Will it be Wilbo or Wabel at the wire?
A pair of 4-year-olds with upside and oddly similar names, Wilbo and Wabel, hold appeal in the $100,000 Iowa Sprint Handicap on Saturday at Prairie Meadows.
Wilbo shaded Wabel when the pair met in an allowance race last fall at Keeneland, but Wabel looks like the horse that has made more recent progress, and he’s the pick to score a mild upset in what looks like a highly contentious edition of the six-furlong Iowa Sprint. The Iowa Sprint is the lead-in to the featured Cornhusker Handicap on the Prairie Meadows card.
The race drew nine entrants, and it’s really difficult even to say who will be favored. If bettors gravitate toward recent performance, W. B. Smudge could wind up a mild choice. Making his most recent start in a stakes-class allowance race at Churchill, W. B. Smudge won by more than three lengths and earned a 103 Beyer Speed Figure, a performance that probably would get his picture taken Saturday, too. But W. B. Smudge is a 7-year-old, and that was the very best performance of his 50-start career. Trainer Matt Kordenbrock has given W. B. Smudge a six-week break to try and avoid regression, but it might be inevitable.
Few trainers are more conscious about how their horses will react to a top effort than Brad Cox, and he has given Wabel time to recover from a hard-fought May 22 allowance-race win at Churchill. That race came over seven furlongs, and Wabel, who has started only nine times, might be better at six furlongs, or so a March allowance-race win at Oaklawn suggests.
Wilbo also won well over the winter at Oaklawn, but has not started since he made a run at the high-class sprinter Subtle Indian and faded to fourth in a Feb. 13 allowance there. He has posted a series of encouraging drills, though, and could run well fresh.

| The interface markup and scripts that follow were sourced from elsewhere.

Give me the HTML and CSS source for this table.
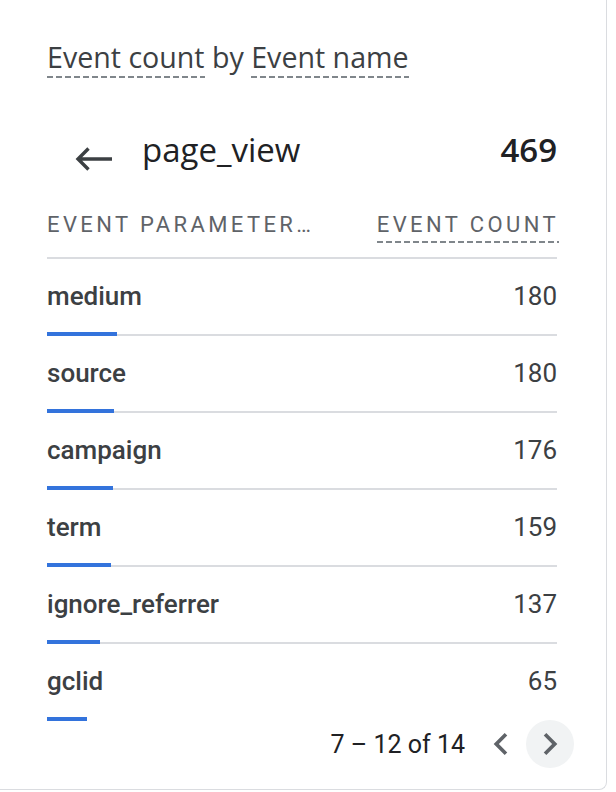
FILE: index.html
```html
<!DOCTYPE html>
<html lang="en">
<head>
<meta charset="utf-8">
<title>Event count by Event name</title>
<link rel="stylesheet" href="styles.css">
</head>
<body>
<div class="card">
  <h2 class="title"><span class="dim">Event count</span> by <span class="dim">Event name</span></h2>
  <div class="drill">
    <svg class="back" viewBox="0 0 38 28" width="38" height="28" aria-hidden="true">
      <path d="M37 14H4M13.5 3.5L3 14l10.5 10.5" fill="none" stroke="#3c4043" stroke-width="3.4"/>
    </svg>
    <span class="drill-name">page_view</span>
    <span class="drill-total">469</span>
  </div>
  <div class="thead">
    <span class="th">EVENT PARAMETER…</span>
    <span class="th th-metric">EVENT COUNT</span>
  </div>
  <ul class="rows">
    <li class="row"><div class="row-main"><span class="label">medium</span><span class="value">180</span></div><div class="bar" style="width:70px"></div></li>
    <li class="row"><div class="row-main"><span class="label">source</span><span class="value">180</span></div><div class="bar" style="width:67px"></div></li>
    <li class="row"><div class="row-main"><span class="label">campaign</span><span class="value">176</span></div><div class="bar" style="width:66px"></div></li>
    <li class="row"><div class="row-main"><span class="label">term</span><span class="value">159</span></div><div class="bar" style="width:64px"></div></li>
    <li class="row"><div class="row-main"><span class="label">ignore_referrer</span><span class="value">137</span></div><div class="bar" style="width:53px"></div></li>
    <li class="row"><div class="row-main"><span class="label">gclid</span><span class="value">65</span></div><div class="bar" style="width:40px"></div></li>
  </ul>
  <div class="pager">
    <span class="range">7 – 12 of 14</span>
    <button class="pg" aria-label="Previous page">
      <svg viewBox="0 0 24 24" width="44" height="44"><path d="M15.41 7.41L14 6l-6 6 6 6 1.41-1.41L10.83 12z"/></svg>
    </button>
    <button class="pg pg-active" aria-label="Next page">
      <svg viewBox="0 0 24 24" width="44" height="44"><path d="M10 6L8.59 7.41 13.17 12l-4.58 4.59L10 18l6-6z"/></svg>
    </button>
  </div>
</div>
</body>
</html>
```
FILE: styles.css
```css
html, body {
  margin: 0;
  padding: 0;
  background: #ffffff;
}

.card {
  width: 607px;
  height: 790px;
  box-sizing: border-box;
  padding: 0 49px 0 47px;
  border-right: 1px solid #dadce0;
  border-bottom: 1px solid #dadce0;
  border-bottom-right-radius: 8px;
  background: #ffffff;
  font-family: Roboto, "Liberation Sans", sans-serif;
  color: #3c4043;
}

.title {
  margin: 0;
  padding-top: 37px;
  font-family: "Open Sans", "Liberation Sans", sans-serif;
  font-size: 28.6px;
  font-weight: 400;
  line-height: 40px;
  color: #3c4043;
  white-space: nowrap;
}

.dim {
  padding-bottom: 1.5px;
  background-image: linear-gradient(to right, #80868b 0 6px, transparent 6px 9px);
  background-size: 9px 2px;
  background-repeat: repeat-x;
  background-position: left bottom;
}

.drill {
  display: flex;
  align-items: center;
  height: 40px;
  margin-top: 53px;
  font-family: "Open Sans", "Liberation Sans", sans-serif;
  font-size: 33px;
  line-height: 40px;
  color: #202124;
}

.back {
  flex: none;
  display: block;
  margin: 17px 29px 0 28px;
}

.drill-name {
  flex: 1;
}

.drill-total {
  font-weight: 600;
}

.thead {
  display: flex;
  justify-content: space-between;
  align-items: flex-start;
  margin-top: 40px;
  padding-bottom: 14px;
  border-bottom: 2px solid #dadce0;
  font-size: 22px;
  line-height: 30px;
  letter-spacing: 3.4px;
  color: #5f6368;
  white-space: nowrap;
}

.th-metric {
  margin-right: -2px;
  padding-bottom: 3px;
  background-image: linear-gradient(to right, #80868b 0 6px, transparent 6px 9px);
  background-size: 9px 2px;
  background-repeat: repeat-x;
  background-position: left bottom;
}

.rows {
  list-style: none;
  margin: 0;
  padding: 0;
}

.row {
  padding-top: 22px;
  border-bottom: 2px solid #dadce0;
}

.row:last-child {
  border-bottom-color: transparent;
}

.row-main {
  display: flex;
  justify-content: space-between;
  font-size: 26px;
  line-height: 30px;
  color: #3c4043;
}

.label {
  font-weight: 500;
}

.value {
  font-weight: 400;
}

.bar {
  height: 4px;
  margin-top: 21px;
  margin-bottom: -2px;
  background: #3373dc;
}

.pager {
  display: flex;
  justify-content: flex-end;
  align-items: center;
  height: 48px;
  margin-top: -1px;
  margin-right: -17px;
}

.range {
  margin-right: 12px;
  font-size: 25px;
  color: #202124;
}

.pg {
  width: 48px;
  height: 48px;
  padding: 0;
  border: none;
  border-radius: 50%;
  background: transparent;
  display: grid;
  place-items: center;
  fill: #5f6368;
}

.pg + .pg {
  margin-left: 1px;
}

.pg-active {
  background: #f1f3f4;
}

.pg svg {
  display: block;
}
```
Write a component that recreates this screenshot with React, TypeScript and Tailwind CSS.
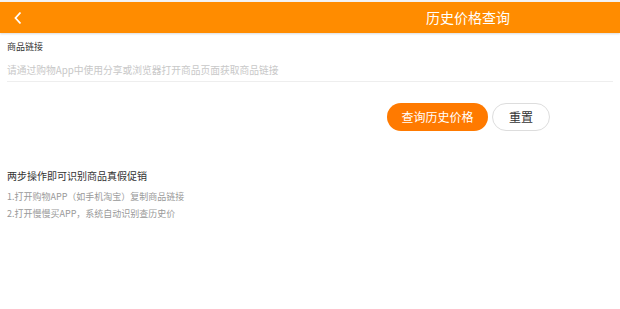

Gentlemen’s Bet won this race in 2013 but is nowhere near the horse now he was then. Candip was smushed by W. B. Smudge last time and ran the two best races of his career at Gulfstream. Storm Power won the local prep for the Iowa Sprint, but beat only four foes in mud and needs to move forward again. Dream Saturday, in from California for trainer Jerry Hollendorfer, drops from Grade 2 competition and looks like a horse best in longer one-turn races.